» Exercise instructions
Send each entry back exactly as given, pictures excluded.

──────── Excerpted records

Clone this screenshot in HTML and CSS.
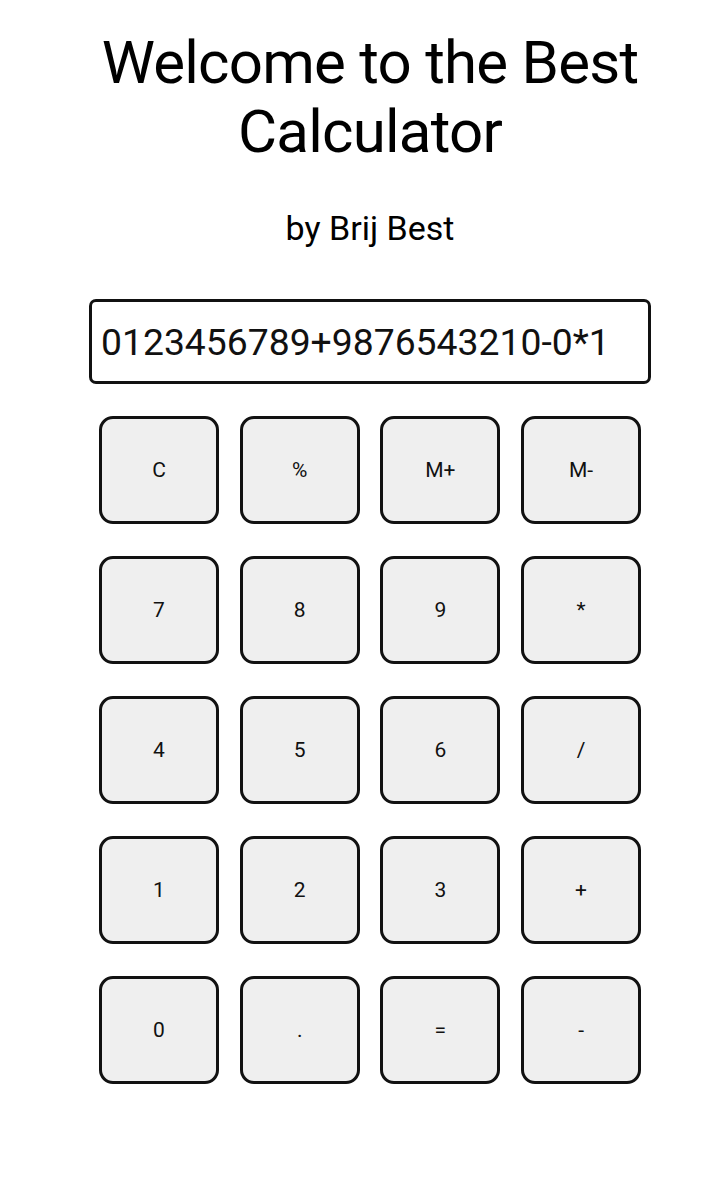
FILE: index.html
```html
<!DOCTYPE html>
<html lang="en">
<head>
    <meta charset="UTF-8">
    <meta name="viewport" content="width=device-width, initial-scale=1.0">
    <title>Best Calculator</title>
    <link rel="stylesheet" href="styles.css">
</head>
<body>
    <main class="calculator">
        <h1>Welcome to the Best Calculator</h1>
        <p class="author">by Brij Best</p>

        <input type="text" class="display" id="display" value="0123456789+9876543210-0*1">

        <div class="keys">
            <button>C</button>
            <button>%</button>
            <button>M+</button>
            <button>M-</button>
            <button>7</button>
            <button>8</button>
            <button>9</button>
            <button>*</button>
            <button>4</button>
            <button>5</button>
            <button>6</button>
            <button>/</button>
            <button>1</button>
            <button>2</button>
            <button>3</button>
            <button>+</button>
            <button>0</button>
            <button>.</button>
            <button>=</button>
            <button>-</button>
        </div>
    </main>
</body>
</html>
```

FILE: styles.css
```css
/* General Styles */
* {
    box-sizing: border-box;
    margin: 0;
    padding: 0;
}

body {
    font-family: Roboto, 'Noto Sans', sans-serif;
    background-color: #ffffff;
    color: #000000;
    padding-left: 14px;
}

.calculator {
    display: flex;
    flex-direction: column;
    align-items: center;
    padding-top: 28px;
}

/* Heading */
h1 {
    font-size: 60px;
    font-weight: 400;
    line-height: 69px;
    letter-spacing: -0.75px;
    text-align: center;
    width: 560px;
}

.author {
    font-size: 34px;
    margin-top: 42px;
    line-height: 40px;
}

/* Display */
.display {
    width: 562px;
    height: 85px;
    margin-top: 51px;
    border: 3px solid #111;
    border-radius: 7px;
    padding: 0 9px;
    font-family: Roboto, sans-serif;
    font-size: 37.3px;
    color: #111;
    outline: none;
}

/* Keys */
.keys {
    display: grid;
    grid-template-columns: repeat(4, 120px);
    grid-auto-rows: 108px;
    column-gap: 20.7px;
    row-gap: 32px;
    margin-top: 32px;
}

.keys button {
    background-color: #efefef;
    border: 3px solid #111;
    border-radius: 14px;
    font-family: Roboto, sans-serif;
    font-size: 21px;
    color: #111;
    cursor: pointer;
}
```
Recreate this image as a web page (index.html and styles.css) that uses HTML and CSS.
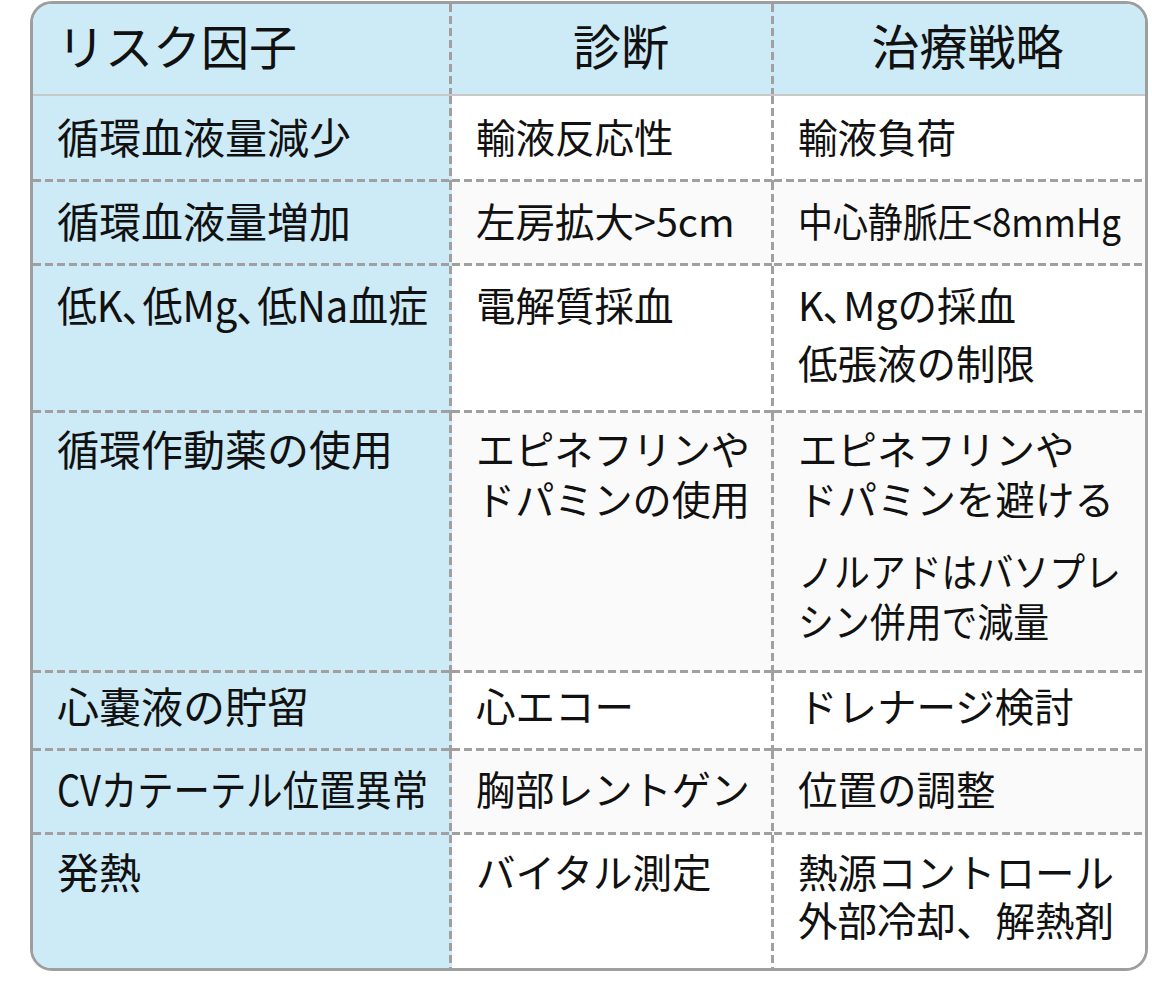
FILE: index.html
```html
<!DOCTYPE html>
<html lang="ja">
<head>
<meta charset="utf-8">
<title>リスク因子</title>
<link rel="stylesheet" href="styles.css">
</head>
<body>
<div class="grid" role="table">
  <div class="row head" role="row">
    <div class="cell c1"><p>リスク因子</p></div>
    <div class="cell c2"><p>診断</p></div>
    <div class="cell c3"><p>治療戦略</p></div>
  </div>
  <div class="row body r1" role="row">
    <div class="cell c1"><p><span class="line">循環血液量減少</span></p></div>
    <div class="cell c2"><p><span class="line">輸液反応性</span></p></div>
    <div class="cell c3"><p><span class="line">輸液負荷</span></p></div>
  </div>
  <div class="row body r2 alt" role="row">
    <div class="cell c1"><p><span class="line">循環血液量増加</span></p></div>
    <div class="cell c2"><p><span class="line">左房拡大&gt;5cm</span></p></div>
    <div class="cell c3"><p><span class="line">中心静脈圧&lt;8mmHg</span></p></div>
  </div>
  <div class="row body r3" role="row">
    <div class="cell c1"><p><span class="line">低K､低Mg､低Na血症</span></p></div>
    <div class="cell c2"><p><span class="line">電解質採血</span></p></div>
    <div class="cell c3"><p><span class="line">K､Mgの採血</span></p><p class="next"><span class="line">低張液の制限</span></p></div>
  </div>
  <div class="row body r4 alt" role="row">
    <div class="cell c1"><p><span class="line">循環作動薬の使用</span></p></div>
    <div class="cell c2"><p><span class="line">エピネフリンや</span><span class="line">ドパミンの使用</span></p></div>
    <div class="cell c3"><p><span class="line">エピネフリンや</span><span class="line">ドパミンを避ける</span></p><p class="next"><span class="line">ノルアドはバソプレ</span><span class="line">シン併用で減量</span></p></div>
  </div>
  <div class="row body r5" role="row">
    <div class="cell c1"><p><span class="line">心嚢液の貯留</span></p></div>
    <div class="cell c2"><p><span class="line">心エコー</span></p></div>
    <div class="cell c3"><p><span class="line">ドレナージ検討</span></p></div>
  </div>
  <div class="row body r6 alt" role="row">
    <div class="cell c1"><p><span class="line">CVカテーテル位置異常</span></p></div>
    <div class="cell c2"><p><span class="line">胸部レントゲン</span></p></div>
    <div class="cell c3"><p><span class="line">位置の調整</span></p></div>
  </div>
  <div class="row body r7" role="row">
    <div class="cell c1"><p><span class="line">発熱</span></p></div>
    <div class="cell c2"><p><span class="line">バイタル測定</span></p></div>
    <div class="cell c3"><p><span class="line">熱源コントロール</span><span class="line">外部冷却、解熱剤</span></p></div>
  </div>
</div>
<script src="fit.js"></script>
</body>
</html>
```

FILE: fit.js
```js
(function () {
  function fit() {
    document.querySelectorAll('.cell p').forEach(function (p) {
      var lines = p.querySelectorAll('.line');
      if (!lines.length) return;
      var cell = p.closest('.cell');
      var cs = getComputedStyle(cell);
      var max = cell.clientWidth - parseFloat(cs.paddingLeft) - parseFloat(cs.paddingRight);
      var widest = 0;
      lines.forEach(function (l) {
        l.style.transform = '';
        widest = Math.max(widest, l.getBoundingClientRect().width);
      });
      if (widest > max) {
        var s = max / widest;
        lines.forEach(function (l) {
          l.style.transform = 'scaleX(' + s.toFixed(4) + ')';
        });
      }
    });
  }
  fit();
  if (document.fonts && document.fonts.ready) {
    document.fonts.ready.then(fit);
  }
})();
```

FILE: styles.css
```css
html, body {
  margin: 0;
  background: #ffffff;
}

body {
  padding: 1px 0 0 30px;
  font-family: "Noto Sans CJK JP", "Noto Sans", sans-serif;
  color: #111111;
}

.grid {
  width: 1118px;
  box-sizing: border-box;
  border: 3px solid #9e9e9e;
  border-radius: 22px;
  overflow: hidden;
  display: grid;
  grid-template-columns: 419px 322px 371px;
  grid-template-rows: 92px 86px 84px 147px 260px 78px 84px 133px;
}

.row {
  display: contents;
}

.cell {
  --bg: #ffffff;
  --bd-r: none;
  --bd-b: none;
  box-sizing: border-box;
  padding: 0 24px;
  font-size: 39.5px;
  line-height: 50px;
  white-space: nowrap;
  background: var(--bd-b), var(--bd-r), var(--bg);
}

.cell p {
  margin: 0;
}

.line {
  display: block;
  width: max-content;
  transform-origin: 0 50%;
}

.c1,
.c2 {
  --bd-r: linear-gradient(#a0a0a0 8px, transparent 8px) right top / 3px 12px repeat-y;
}

.c1 {
  --bg: #cdeaf7;
  font-size: 42px;
}

.alt .c2,
.alt .c3 {
  --bg: #fafafa;
}

.body .cell {
  --bd-b: linear-gradient(90deg, #a0a0a0 8px, transparent 8px) left bottom / 12px 3px repeat-x;
}

.r7 .cell {
  --bd-b: none;
}

.head .cell {
  --bg: #cdeaf7;
  border-bottom: 2px solid #c8c8c8;
  font-size: 48px;
  line-height: 56px;
  padding: 12px 8px 0 24px;
  text-align: center;
}

.head .c1 {
  text-align: left;
}

.r1 .cell { padding-top: 15px; }
.r2 .cell { padding-top: 13px; }
.r3 .cell { padding-top: 13px; }
.r4 .cell { padding-top: 10px; }
.r5 .cell { padding-top: 7px; }
.r6 .cell { padding-top: 12px; }
.r7 .cell { padding-top: 12px; line-height: 48px; }

.r3 .next {
  margin-top: 8px;
}

.r4 .next {
  margin-top: 22px;
}
```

────────────────

» Result of the task
Clone this screenshot in HTML and CSS.
FILE: index.html
```html
<!DOCTYPE html>
<html lang="en">
<head>
    <meta charset="UTF-8">
    <meta name="viewport" content="width=device-width, initial-scale=1.0">
    <title>Best Calculator</title>
    <link rel="stylesheet" href="styles.css">
</head>
<body>
    <main class="calculator">
        <h1>Welcome to the Best Calculator</h1>
        <p class="author">by Brij Best</p>

        <input type="text" class="display" id="display" value="0123456789+9876543210-0*1">

        <div class="keys">
            <button>C</button>
            <button>%</button>
            <button>M+</button>
            <button>M-</button>
            <button>7</button>
            <button>8</button>
            <button>9</button>
            <button>*</button>
            <button>4</button>
            <button>5</button>
            <button>6</button>
            <button>/</button>
            <button>1</button>
            <button>2</button>
            <button>3</button>
            <button>+</button>
            <button>0</button>
            <button>.</button>
            <button>=</button>
            <button>-</button>
        </div>
    </main>
</body>
</html>
```

FILE: styles.css
```css
/* General Styles */
* {
    box-sizing: border-box;
    margin: 0;
    padding: 0;
}

body {
    font-family: Roboto, 'Noto Sans', sans-serif;
    background-color: #ffffff;
    color: #000000;
    padding-left: 14px;
}

.calculator {
    display: flex;
    flex-direction: column;
    align-items: center;
    padding-top: 28px;
}

/* Heading */
h1 {
    font-size: 60px;
    font-weight: 400;
    line-height: 69px;
    letter-spacing: -0.75px;
    text-align: center;
    width: 560px;
}

.author {
    font-size: 34px;
    margin-top: 42px;
    line-height: 40px;
}

/* Display */
.display {
    width: 562px;
    height: 85px;
    margin-top: 51px;
    border: 3px solid #111;
    border-radius: 7px;
    padding: 0 9px;
    font-family: Roboto, sans-serif;
    font-size: 37.3px;
    color: #111;
    outline: none;
}

/* Keys */
.keys {
    display: grid;
    grid-template-columns: repeat(4, 120px);
    grid-auto-rows: 108px;
    column-gap: 20.7px;
    row-gap: 32px;
    margin-top: 32px;
}

.keys button {
    background-color: #efefef;
    border: 3px solid #111;
    border-radius: 14px;
    font-family: Roboto, sans-serif;
    font-size: 21px;
    color: #111;
    cursor: pointer;
}
```
Recreate this image as a web page (index.html and styles.css) that uses HTML and CSS.
FILE: index.html
```html
<!DOCTYPE html>
<html lang="ja">
<head>
<meta charset="utf-8">
<title>リスク因子</title>
<link rel="stylesheet" href="styles.css">
</head>
<body>
<div class="grid" role="table">
  <div class="row head" role="row">
    <div class="cell c1"><p>リスク因子</p></div>
    <div class="cell c2"><p>診断</p></div>
    <div class="cell c3"><p>治療戦略</p></div>
  </div>
  <div class="row body r1" role="row">
    <div class="cell c1"><p><span class="line">循環血液量減少</span></p></div>
    <div class="cell c2"><p><span class="line">輸液反応性</span></p></div>
    <div class="cell c3"><p><span class="line">輸液負荷</span></p></div>
  </div>
  <div class="row body r2 alt" role="row">
    <div class="cell c1"><p><span class="line">循環血液量増加</span></p></div>
    <div class="cell c2"><p><span class="line">左房拡大&gt;5cm</span></p></div>
    <div class="cell c3"><p><span class="line">中心静脈圧&lt;8mmHg</span></p></div>
  </div>
  <div class="row body r3" role="row">
    <div class="cell c1"><p><span class="line">低K､低Mg､低Na血症</span></p></div>
    <div class="cell c2"><p><span class="line">電解質採血</span></p></div>
    <div class="cell c3"><p><span class="line">K､Mgの採血</span></p><p class="next"><span class="line">低張液の制限</span></p></div>
  </div>
  <div class="row body r4 alt" role="row">
    <div class="cell c1"><p><span class="line">循環作動薬の使用</span></p></div>
    <div class="cell c2"><p><span class="line">エピネフリンや</span><span class="line">ドパミンの使用</span></p></div>
    <div class="cell c3"><p><span class="line">エピネフリンや</span><span class="line">ドパミンを避ける</span></p><p class="next"><span class="line">ノルアドはバソプレ</span><span class="line">シン併用で減量</span></p></div>
  </div>
  <div class="row body r5" role="row">
    <div class="cell c1"><p><span class="line">心嚢液の貯留</span></p></div>
    <div class="cell c2"><p><span class="line">心エコー</span></p></div>
    <div class="cell c3"><p><span class="line">ドレナージ検討</span></p></div>
  </div>
  <div class="row body r6 alt" role="row">
    <div class="cell c1"><p><span class="line">CVカテーテル位置異常</span></p></div>
    <div class="cell c2"><p><span class="line">胸部レントゲン</span></p></div>
    <div class="cell c3"><p><span class="line">位置の調整</span></p></div>
  </div>
  <div class="row body r7" role="row">
    <div class="cell c1"><p><span class="line">発熱</span></p></div>
    <div class="cell c2"><p><span class="line">バイタル測定</span></p></div>
    <div class="cell c3"><p><span class="line">熱源コントロール</span><span class="line">外部冷却、解熱剤</span></p></div>
  </div>
</div>
<script src="fit.js"></script>
</body>
</html>
```

FILE: fit.js
```js
(function () {
  function fit() {
    document.querySelectorAll('.cell p').forEach(function (p) {
      var lines = p.querySelectorAll('.line');
      if (!lines.length) return;
      var cell = p.closest('.cell');
      var cs = getComputedStyle(cell);
      var max = cell.clientWidth - parseFloat(cs.paddingLeft) - parseFloat(cs.paddingRight);
      var widest = 0;
      lines.forEach(function (l) {
        l.style.transform = '';
        widest = Math.max(widest, l.getBoundingClientRect().width);
      });
      if (widest > max) {
        var s = max / widest;
        lines.forEach(function (l) {
          l.style.transform = 'scaleX(' + s.toFixed(4) + ')';
        });
      }
    });
  }
  fit();
  if (document.fonts && document.fonts.ready) {
    document.fonts.ready.then(fit);
  }
})();
```

FILE: styles.css
```css
html, body {
  margin: 0;
  background: #ffffff;
}

body {
  padding: 1px 0 0 30px;
  font-family: "Noto Sans CJK JP", "Noto Sans", sans-serif;
  color: #111111;
}

.grid {
  width: 1118px;
  box-sizing: border-box;
  border: 3px solid #9e9e9e;
  border-radius: 22px;
  overflow: hidden;
  display: grid;
  grid-template-columns: 419px 322px 371px;
  grid-template-rows: 92px 86px 84px 147px 260px 78px 84px 133px;
}

.row {
  display: contents;
}

.cell {
  --bg: #ffffff;
  --bd-r: none;
  --bd-b: none;
  box-sizing: border-box;
  padding: 0 24px;
  font-size: 39.5px;
  line-height: 50px;
  white-space: nowrap;
  background: var(--bd-b), var(--bd-r), var(--bg);
}

.cell p {
  margin: 0;
}

.line {
  display: block;
  width: max-content;
  transform-origin: 0 50%;
}

.c1,
.c2 {
  --bd-r: linear-gradient(#a0a0a0 8px, transparent 8px) right top / 3px 12px repeat-y;
}

.c1 {
  --bg: #cdeaf7;
  font-size: 42px;
}

.alt .c2,
.alt .c3 {
  --bg: #fafafa;
}

.body .cell {
  --bd-b: linear-gradient(90deg, #a0a0a0 8px, transparent 8px) left bottom / 12px 3px repeat-x;
}

.r7 .cell {
  --bd-b: none;
}

.head .cell {
  --bg: #cdeaf7;
  border-bottom: 2px solid #c8c8c8;
  font-size: 48px;
  line-height: 56px;
  padding: 12px 8px 0 24px;
  text-align: center;
}

.head .c1 {
  text-align: left;
}

.r1 .cell { padding-top: 15px; }
.r2 .cell { padding-top: 13px; }
.r3 .cell { padding-top: 13px; }
.r4 .cell { padding-top: 10px; }
.r5 .cell { padding-top: 7px; }
.r6 .cell { padding-top: 12px; }
.r7 .cell { padding-top: 12px; line-height: 48px; }

.r3 .next {
  margin-top: 8px;
}

.r4 .next {
  margin-top: 22px;
}
```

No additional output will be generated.